A chef’s guide to where to eat, drink and explore in Hong Kong — including the best dim sum

A view of the West Kowloon Cultural District, with the M+ museum shown at left.

David Lai was already one of Hong Kong’s most respected chefs when he opened his restaurant Neighborhood in 2014, choosing to locate it in a discreet alleyway and make it an intimate and cosy space, the essence of a neighbourhood joint.

His European-inspired menu changes weekly, and the restaurant is booked out weeks in advance. Neighborhood placed ninth in the most recent Asia’s 50 Best Restaurants rankings but has been a regular on the list since opening; Lai also earned a peer-voted accolade, winning the Inedit Damm Chefs’ Choice Award 2022.

When asked to describe Hong Kong, Lai says, “It is not unlike New York City, where every few blocks can constitute entirely new worlds.” Exploring on foot enables you to see these contrasting sides of the city, especially when walking along major thoroughfares like Canton Road or Shanghai Street.

Award-winning chef David Lai in front of his Hong Kong restaurant, Neighborhood.

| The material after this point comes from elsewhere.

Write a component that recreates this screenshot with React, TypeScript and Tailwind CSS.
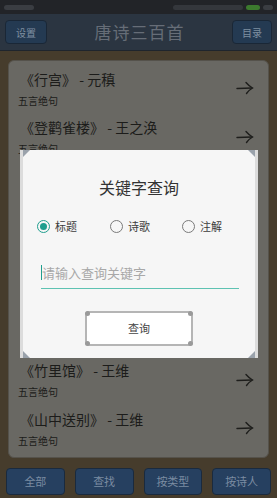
import React from "react";

// Poem list entries (title line + form); the middle ones sit behind the dialog
const poems = [
	{ title: "《行宫》 - 元稹", form: "五言绝句", hidden: false },
	{ title: "《登鹳雀楼》 - 王之涣", form: "五言绝句", hidden: false },
	{ title: "《相思》 - 王维", form: "五言绝句", hidden: true },
	{ title: "《鹿柴》 - 王维", form: "五言绝句", hidden: true },
	{ title: "《杂诗》 - 王维", form: "五言绝句", hidden: true },
	{ title: "《送别》 - 王维", form: "五言绝句", hidden: true },
	{ title: "《竹里馆》 - 王维", form: "五言绝句", hidden: false },
	{ title: "《山中送别》 - 王维", form: "五言绝句", hidden: false },
];

const tabs = ["全部", "查找", "按类型", "按诗人"];

function Arrow() {
	return (
		<svg width="18" height="14" viewBox="0 0 18 14" fill="none" stroke="#1e1e1c" strokeWidth="1.4" strokeLinecap="round">
			<path d="M1 7.5 L16 7" />
			<path d="M10 1.5 Q13 5 16.5 7 Q13 9 10.5 12.5" />
		</svg>
	);
}

function Corner({ className }: { className: string }) {
	return <div className={`absolute w-0 h-0 ${className}`} />;
}

function Radio({ checked, label }: { checked: boolean; label: string }) {
	return (
		<div className="flex items-center gap-[5px]">
			<div className={`w-[13px] h-[13px] rounded-full border-[1.5px] flex items-center justify-center ${checked ? "border-[#1f9e8e]" : "border-[#7a7a7a]"}`}>
				{checked && <div className="w-[7px] h-[7px] rounded-full bg-[#1f9e8e]" />}
			</div>
			<span className="text-[11px] text-[#3c3c3c]">{label}</span>
		</div>
	);
}

export default function App() {
	return (
		<div className="relative w-[277px] h-[498px] overflow-hidden bg-[#463c2c] flex flex-col" style={{ fontFamily: '"Noto Sans CJK SC", "Noto Sans", sans-serif' }}>
			{/* status bar */}
			<div className="h-[14px] bg-[#222428] flex items-center px-[4px] gap-[3px]">
				<div className="w-[30px] h-[5px] bg-[#3a3d42] rounded-sm" />
				<div className="flex-1" />
				<div className="w-[70px] h-[5px] bg-[#34373c] rounded-sm" />
				<div className="w-[14px] h-[5px] bg-[#3c7a2e] rounded-sm" />
				<div className="w-[10px] h-[5px] bg-[#3a3d42] rounded-sm" />
			</div>

			{/* header */}
			<div className="h-[37px] bg-[#2b3541] border-b border-[#1f252d] flex items-center justify-between px-[5px]">
				<div className="w-[42px] h-[24px] rounded-[4px] bg-[#243a52] border border-[#1a2736] flex items-center justify-center text-[10px] text-[#7f8fa0]">设置</div>
				<div className="text-[17px] text-[#666d77] tracking-[1px]">唐诗三百首</div>
				<div className="w-[40px] h-[24px] rounded-[4px] bg-[#243a52] border border-[#1a2736] flex items-center justify-center text-[10px] text-[#7f8fa0]">目录</div>
			</div>

			{/* list card */}
			<div className="mx-[8px] mt-[9px] h-[398px] rounded-[6px] bg-[#696863] border border-[#55524b] pt-[3px] px-[9px] overflow-hidden">
				{poems.map((p) => (
					<div key={p.title} className={`h-[48.6px] flex items-center ${p.hidden ? "invisible" : ""}`}>
						<div className="flex-1 flex flex-col gap-[5px]">
							<div className="text-[14px] leading-[20px] text-[#1c1c1a] pl-[2px]">{p.title}</div>
							<div className="text-[10px] leading-[14px] text-[#1c1c1a]">{p.form}</div>
						</div>
						<div className="pr-[5px]">
							<Arrow />
						</div>
					</div>
				))}
			</div>

			{/* bottom tabs */}
			<div className="mt-[10px] px-[6px] flex gap-[10px]">
				{tabs.map((t) => (
					<div key={t} className="flex-1 h-[27px] rounded-[4px] bg-[#264060] border border-[#1a2a3e] flex items-center justify-center text-[11px] text-[#7b8ca2]">
						{t}
					</div>
				))}
			</div>

			{/* dialog */}
			<div className="absolute left-[20px] top-[150px] w-[238px] h-[208px] bg-[#f6f6f6] border-l-[3px] border-r-[3px] border-[#dcdcdc] flex flex-col items-center">
				<Corner className="left-0 top-0 border-t-[7px] border-r-[7px] border-t-[#9aa2ab] border-r-transparent" />
				<Corner className="right-0 top-0 border-t-[7px] border-l-[7px] border-t-[#9aa2ab] border-l-transparent" />
				<Corner className="left-0 bottom-0 border-b-[7px] border-r-[7px] border-b-[#9aa2ab] border-r-transparent" />
				<Corner className="right-0 bottom-0 border-b-[7px] border-l-[7px] border-b-[#9aa2ab] border-l-transparent" />

				<div className="mt-[26px] text-[16px] leading-[22px] text-[#333333]">关键字查询</div>

				<div className="mt-[20px] w-full flex px-[14px]">
					<div className="w-[73px]"><Radio checked label="标题" /></div>
					<div className="w-[72px]"><Radio checked={false} label="诗歌" /></div>
					<div><Radio checked={false} label="注解" /></div>
				</div>

				<div className="mt-[25px] w-[198px] ml-[1px] h-[29px] border-b-[1.5px] border-[#5ec2b2] flex items-center pb-[2px]">
					<div className="w-[1.5px] h-[15px] bg-[#1f9e8e]" />
					<span className="text-[13px] text-[#a8a8a8]">请输入查询关键字</span>
				</div>

				<div className="relative mt-[22px] w-[108px] h-[35px] bg-white border-2 border-[#b5b5b5] rounded-[4px] flex items-center justify-center text-[11px] text-[#444444]">
					查询
					<div className="absolute -left-[2px] -top-[2px] w-[5px] h-[5px] bg-[#9a9a9a] rounded-sm" />
					<div className="absolute -right-[2px] -top-[2px] w-[5px] h-[5px] bg-[#9a9a9a] rounded-sm" />
					<div className="absolute -left-[2px] -bottom-[2px] w-[5px] h-[5px] bg-[#9a9a9a] rounded-sm" />
					<div className="absolute -right-[2px] -bottom-[2px] w-[5px] h-[5px] bg-[#9a9a9a] rounded-sm" />
				</div>
			</div>
		</div>
	);
}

“That’s a good way to sample a cross-section of the city’s demography and history,” he says. Starting from the poshest luxury malls near the Tsim Sha Tsui Star Ferry Pier, he adds, you can pass through the old jade market, restaurant supply shops, the wholesale fruit market and other diverse pockets.

As Hong Kong welcomes back international travellers, Lai shares some of his favourite destinations in the city, showcasing a fun mix of old and new that will make you feel like an insider when you visit.

For fresh fare where the locals go: Ap Lei Chau Market

If you want to shop like a Hong Kong chef, Lai find ingredients for Neighborhood at this market, which is tucked inside the Ap Lei Chau Municipal Services Building and specializes in locally caught seafood. “A bonus to this market is the food court upstairs,” he says. “There, one can find casual local staples such as milk tea and noodles, or purchase live seafood from the market and have it cooked at the restaurants upstairs for a reasonable fee.”

For the latest culture hub: West Kowloon Arts District

Spanning 40 hectares of reclaimed land right on Hong Kong’s harbourfront, this purpose-built arts and culture quarter is home to new museums, restaurants, design stores, and the city’s latest green space, Art Park, with food trucks, free live performances and prime water views. The landmark museum M+ opened in 2021 and Palace Museum just last year. “The first features local and international modern arts, and the latter (has) antique treasures from the palace collection in Beijing,” explains Lai.

For a traditional HK delicacy: Seventh Son Restaurant and Moon Bay Chinese Cuisine

For Lai, roast suckling pig is the crown jewel of culinary achievement in Hong Kong, and these two restaurants are his top places to experience this revered dish. “Both restaurants descended from the venerable Fook Lam Moon, a.k.a. the tycoons’ canteen,” Lai says. “The crispy-skin pigs are served half or whole and must be preordered. Dim sum at lunch here is also some of the best in town.”

For chill (and cheap) sightseeing: Hong Kong Tramways

For an all-encompassing view of the city, board one of the vintage trams that run the 13-kilometre track from Kennedy Town to Shau Kei Wan. It’s a “two-hour, snail’s-pace scenic ride across the entire east-west span of Hong Kong Island,” Lai says. Since this is largely a commuter route (and not a tour specifically for travellers), it comes cheap: For $3 HKD, or about 50 cents CAD, “you get a profound view of the city. This is easily one of the biggest bargains in the world.”

For live jazz in an unexpected spot: Visage One

This one-chair hair salon turns into a jazz bar with secret-hideaway vibes on Saturday nights, with lines down the block to get in. “Ben, the owner, is impossibly cool. He doesn’t use mobile phones and is an avid reader,” explains Lai. “The jazz sessions are usually jam-packed, featuring young musicians and, sometimes, established stars such as Eugene Pao and Ted Lo.”